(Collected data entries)
__________
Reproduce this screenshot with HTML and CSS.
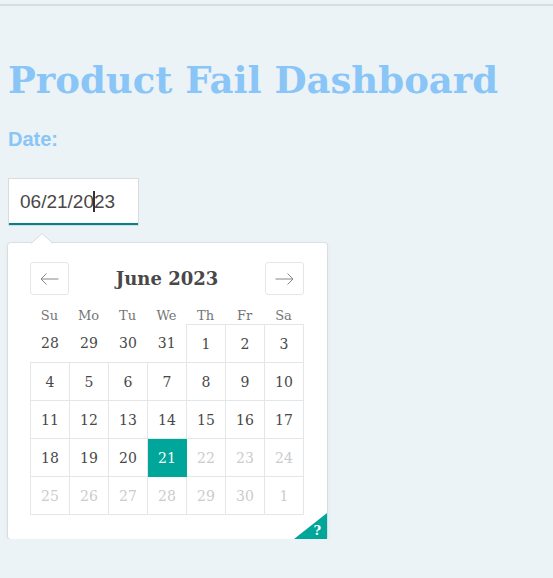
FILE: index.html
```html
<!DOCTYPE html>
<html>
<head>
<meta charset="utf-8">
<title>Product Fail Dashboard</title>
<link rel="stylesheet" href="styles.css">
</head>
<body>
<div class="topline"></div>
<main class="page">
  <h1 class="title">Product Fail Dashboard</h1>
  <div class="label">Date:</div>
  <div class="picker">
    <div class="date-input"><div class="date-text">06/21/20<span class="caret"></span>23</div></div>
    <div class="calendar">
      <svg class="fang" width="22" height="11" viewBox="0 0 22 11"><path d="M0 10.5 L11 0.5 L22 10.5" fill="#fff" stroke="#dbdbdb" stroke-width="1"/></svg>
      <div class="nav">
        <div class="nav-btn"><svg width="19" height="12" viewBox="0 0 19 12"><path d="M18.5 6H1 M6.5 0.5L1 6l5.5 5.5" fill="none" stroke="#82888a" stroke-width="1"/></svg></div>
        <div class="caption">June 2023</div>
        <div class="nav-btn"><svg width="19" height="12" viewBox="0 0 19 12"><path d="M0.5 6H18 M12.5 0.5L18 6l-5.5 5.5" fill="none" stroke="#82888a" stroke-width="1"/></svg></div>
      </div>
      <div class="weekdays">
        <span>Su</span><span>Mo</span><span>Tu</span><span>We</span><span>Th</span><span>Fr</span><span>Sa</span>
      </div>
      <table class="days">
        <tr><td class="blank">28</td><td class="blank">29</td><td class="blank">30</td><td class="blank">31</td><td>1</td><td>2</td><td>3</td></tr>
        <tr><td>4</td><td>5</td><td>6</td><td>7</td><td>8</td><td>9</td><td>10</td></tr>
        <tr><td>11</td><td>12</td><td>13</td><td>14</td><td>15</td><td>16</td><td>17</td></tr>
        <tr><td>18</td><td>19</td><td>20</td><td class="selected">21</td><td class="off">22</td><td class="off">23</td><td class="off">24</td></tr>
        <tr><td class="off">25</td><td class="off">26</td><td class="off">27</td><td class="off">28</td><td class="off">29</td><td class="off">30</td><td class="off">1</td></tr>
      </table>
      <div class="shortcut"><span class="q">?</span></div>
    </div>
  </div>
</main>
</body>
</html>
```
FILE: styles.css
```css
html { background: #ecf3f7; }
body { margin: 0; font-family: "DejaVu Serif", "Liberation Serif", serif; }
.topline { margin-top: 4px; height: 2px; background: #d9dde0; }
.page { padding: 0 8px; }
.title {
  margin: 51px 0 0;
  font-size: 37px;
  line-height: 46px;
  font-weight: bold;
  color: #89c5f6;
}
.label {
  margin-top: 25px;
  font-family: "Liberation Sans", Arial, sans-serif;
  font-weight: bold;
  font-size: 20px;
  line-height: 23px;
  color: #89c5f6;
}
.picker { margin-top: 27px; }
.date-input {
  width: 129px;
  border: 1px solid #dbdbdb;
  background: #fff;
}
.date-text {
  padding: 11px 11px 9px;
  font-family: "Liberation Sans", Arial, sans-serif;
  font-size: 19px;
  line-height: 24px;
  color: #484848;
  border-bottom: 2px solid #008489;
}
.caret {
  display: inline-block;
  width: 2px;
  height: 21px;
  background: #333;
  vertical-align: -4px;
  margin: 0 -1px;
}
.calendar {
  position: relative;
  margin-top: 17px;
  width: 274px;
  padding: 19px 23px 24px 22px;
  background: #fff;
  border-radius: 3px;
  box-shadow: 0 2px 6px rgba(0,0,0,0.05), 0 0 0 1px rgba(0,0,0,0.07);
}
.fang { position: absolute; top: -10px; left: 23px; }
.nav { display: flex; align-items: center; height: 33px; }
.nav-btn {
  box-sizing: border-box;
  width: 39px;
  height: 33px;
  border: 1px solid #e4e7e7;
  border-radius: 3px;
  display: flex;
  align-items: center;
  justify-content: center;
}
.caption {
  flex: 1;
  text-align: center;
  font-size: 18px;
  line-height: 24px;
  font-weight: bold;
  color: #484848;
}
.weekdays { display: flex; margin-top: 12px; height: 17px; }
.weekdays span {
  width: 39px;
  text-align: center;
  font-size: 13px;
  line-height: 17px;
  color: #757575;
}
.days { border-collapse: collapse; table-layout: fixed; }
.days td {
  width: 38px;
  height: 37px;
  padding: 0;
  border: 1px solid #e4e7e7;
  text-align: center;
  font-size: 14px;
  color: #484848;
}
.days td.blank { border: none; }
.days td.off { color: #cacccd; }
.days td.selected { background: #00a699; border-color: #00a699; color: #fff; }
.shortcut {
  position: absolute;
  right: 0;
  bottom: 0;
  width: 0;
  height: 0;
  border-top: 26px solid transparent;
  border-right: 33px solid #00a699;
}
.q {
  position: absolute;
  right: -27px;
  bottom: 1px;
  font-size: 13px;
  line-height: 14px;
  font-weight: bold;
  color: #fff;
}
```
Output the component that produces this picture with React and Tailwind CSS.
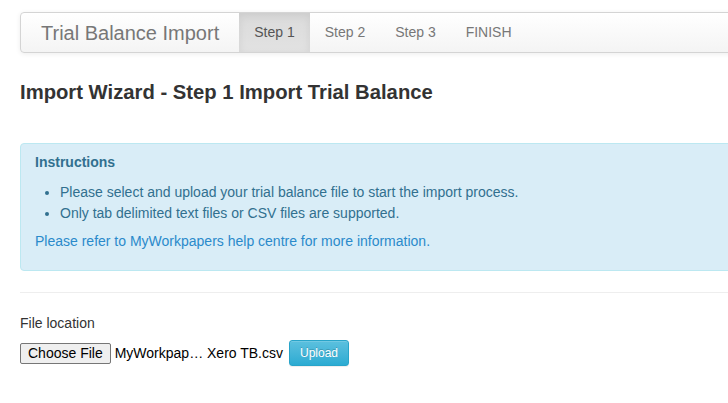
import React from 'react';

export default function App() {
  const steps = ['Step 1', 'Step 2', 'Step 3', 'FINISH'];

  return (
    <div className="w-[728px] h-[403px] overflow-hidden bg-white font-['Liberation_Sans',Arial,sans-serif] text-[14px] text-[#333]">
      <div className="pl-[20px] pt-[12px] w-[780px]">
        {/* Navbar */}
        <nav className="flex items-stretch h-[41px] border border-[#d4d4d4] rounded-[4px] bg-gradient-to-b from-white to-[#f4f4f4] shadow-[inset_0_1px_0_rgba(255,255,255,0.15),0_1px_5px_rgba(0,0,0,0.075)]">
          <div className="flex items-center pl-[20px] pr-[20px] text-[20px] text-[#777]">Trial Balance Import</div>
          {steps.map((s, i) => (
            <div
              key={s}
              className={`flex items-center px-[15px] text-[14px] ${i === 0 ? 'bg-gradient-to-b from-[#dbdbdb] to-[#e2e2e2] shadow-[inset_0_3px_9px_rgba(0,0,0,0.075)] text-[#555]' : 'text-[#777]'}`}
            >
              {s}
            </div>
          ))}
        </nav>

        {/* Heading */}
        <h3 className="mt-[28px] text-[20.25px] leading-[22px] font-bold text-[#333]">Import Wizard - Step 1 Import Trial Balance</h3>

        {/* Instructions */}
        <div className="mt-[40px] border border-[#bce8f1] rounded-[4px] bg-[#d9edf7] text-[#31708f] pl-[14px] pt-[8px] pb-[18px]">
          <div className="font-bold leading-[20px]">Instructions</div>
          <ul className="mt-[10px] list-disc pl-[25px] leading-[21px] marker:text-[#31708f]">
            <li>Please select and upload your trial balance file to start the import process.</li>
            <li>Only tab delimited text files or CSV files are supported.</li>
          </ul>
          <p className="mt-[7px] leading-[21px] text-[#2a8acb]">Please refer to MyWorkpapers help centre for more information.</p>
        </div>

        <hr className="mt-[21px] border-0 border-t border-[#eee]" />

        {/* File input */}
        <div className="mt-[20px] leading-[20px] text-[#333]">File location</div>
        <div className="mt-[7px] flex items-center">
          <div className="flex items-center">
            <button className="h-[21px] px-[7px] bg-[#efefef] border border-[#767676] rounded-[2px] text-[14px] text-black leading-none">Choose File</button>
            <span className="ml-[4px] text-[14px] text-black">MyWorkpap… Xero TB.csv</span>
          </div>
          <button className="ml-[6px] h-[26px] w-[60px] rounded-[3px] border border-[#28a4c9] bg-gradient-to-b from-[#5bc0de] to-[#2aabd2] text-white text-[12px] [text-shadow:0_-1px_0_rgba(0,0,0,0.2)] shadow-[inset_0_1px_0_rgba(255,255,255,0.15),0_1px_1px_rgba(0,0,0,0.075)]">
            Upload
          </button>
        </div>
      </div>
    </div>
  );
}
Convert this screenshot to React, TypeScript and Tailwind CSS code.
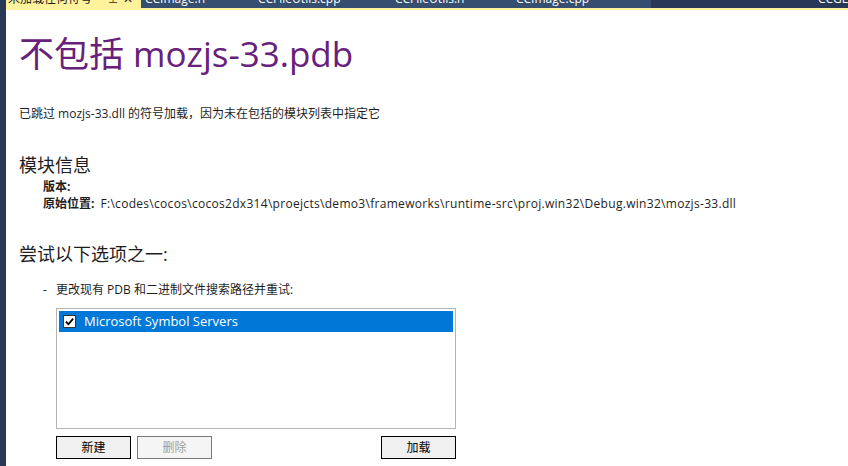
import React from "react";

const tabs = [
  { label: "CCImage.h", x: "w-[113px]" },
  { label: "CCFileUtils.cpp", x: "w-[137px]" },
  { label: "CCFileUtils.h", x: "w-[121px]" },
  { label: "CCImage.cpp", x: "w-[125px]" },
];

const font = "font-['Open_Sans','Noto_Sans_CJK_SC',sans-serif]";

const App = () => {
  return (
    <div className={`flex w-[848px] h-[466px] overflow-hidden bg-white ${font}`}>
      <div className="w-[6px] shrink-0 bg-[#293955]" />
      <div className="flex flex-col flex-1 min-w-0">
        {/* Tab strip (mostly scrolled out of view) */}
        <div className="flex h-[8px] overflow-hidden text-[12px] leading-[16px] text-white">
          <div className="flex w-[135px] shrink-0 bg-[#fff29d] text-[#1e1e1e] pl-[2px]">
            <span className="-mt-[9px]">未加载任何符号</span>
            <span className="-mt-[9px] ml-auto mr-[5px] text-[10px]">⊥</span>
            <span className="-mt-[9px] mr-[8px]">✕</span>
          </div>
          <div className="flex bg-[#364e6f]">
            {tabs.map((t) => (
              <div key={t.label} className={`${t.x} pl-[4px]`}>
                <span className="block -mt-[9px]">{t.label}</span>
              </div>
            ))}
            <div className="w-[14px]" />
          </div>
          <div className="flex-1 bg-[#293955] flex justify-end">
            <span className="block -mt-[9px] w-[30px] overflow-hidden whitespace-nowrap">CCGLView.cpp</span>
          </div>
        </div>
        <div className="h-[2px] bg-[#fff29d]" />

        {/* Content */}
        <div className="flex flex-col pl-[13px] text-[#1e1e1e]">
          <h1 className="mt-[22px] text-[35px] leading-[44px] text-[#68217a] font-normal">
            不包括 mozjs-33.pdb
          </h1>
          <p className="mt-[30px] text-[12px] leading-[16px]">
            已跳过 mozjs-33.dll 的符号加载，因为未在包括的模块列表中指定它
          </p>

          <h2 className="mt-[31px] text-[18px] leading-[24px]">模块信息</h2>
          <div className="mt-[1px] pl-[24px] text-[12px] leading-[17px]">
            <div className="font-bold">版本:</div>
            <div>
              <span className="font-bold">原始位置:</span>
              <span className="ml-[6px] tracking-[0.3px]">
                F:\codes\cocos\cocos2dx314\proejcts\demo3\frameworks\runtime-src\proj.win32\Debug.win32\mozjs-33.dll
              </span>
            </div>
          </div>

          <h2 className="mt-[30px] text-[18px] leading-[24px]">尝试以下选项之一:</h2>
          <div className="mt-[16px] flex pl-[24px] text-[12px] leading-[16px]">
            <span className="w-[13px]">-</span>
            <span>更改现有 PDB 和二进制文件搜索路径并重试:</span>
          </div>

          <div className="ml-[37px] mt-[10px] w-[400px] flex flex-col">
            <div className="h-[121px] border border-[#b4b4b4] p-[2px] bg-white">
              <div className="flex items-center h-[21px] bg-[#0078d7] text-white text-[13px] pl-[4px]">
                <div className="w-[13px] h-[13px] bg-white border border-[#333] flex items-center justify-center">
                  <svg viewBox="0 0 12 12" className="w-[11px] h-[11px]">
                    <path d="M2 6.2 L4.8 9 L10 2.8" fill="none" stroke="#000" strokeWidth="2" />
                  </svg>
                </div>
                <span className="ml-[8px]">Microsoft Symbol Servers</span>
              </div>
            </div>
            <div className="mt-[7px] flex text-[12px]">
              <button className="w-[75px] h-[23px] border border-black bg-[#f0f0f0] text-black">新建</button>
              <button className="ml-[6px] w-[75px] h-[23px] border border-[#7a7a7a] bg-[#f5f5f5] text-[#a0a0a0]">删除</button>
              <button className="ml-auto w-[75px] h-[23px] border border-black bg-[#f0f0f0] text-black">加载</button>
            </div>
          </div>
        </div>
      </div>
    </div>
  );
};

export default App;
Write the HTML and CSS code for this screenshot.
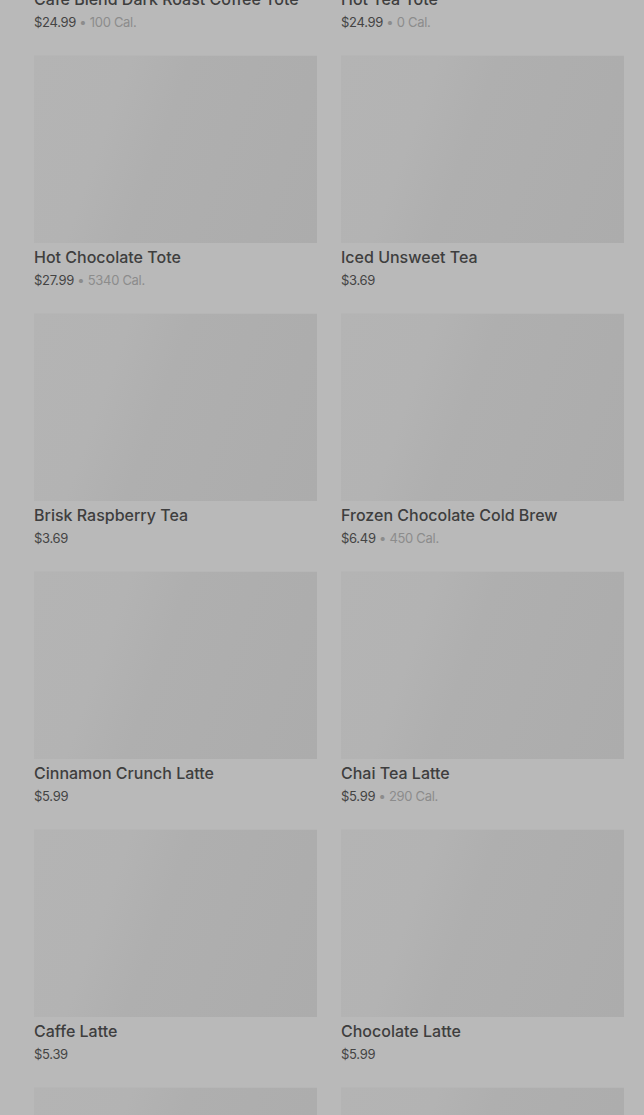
__________
*WHAT IS REQUIRED*
Nothing but the lines from the one with "Output the component" through the one with "const steps = ['Step" should be copied, word for word. Pictures are left out.

*COMPLETE RESPONSE*
Output the component that produces this picture with React and Tailwind CSS.
import React from 'react';

export default function App() {
  const steps = ['Step 1', 'Step 2', 'Step 3', 'FINISH'];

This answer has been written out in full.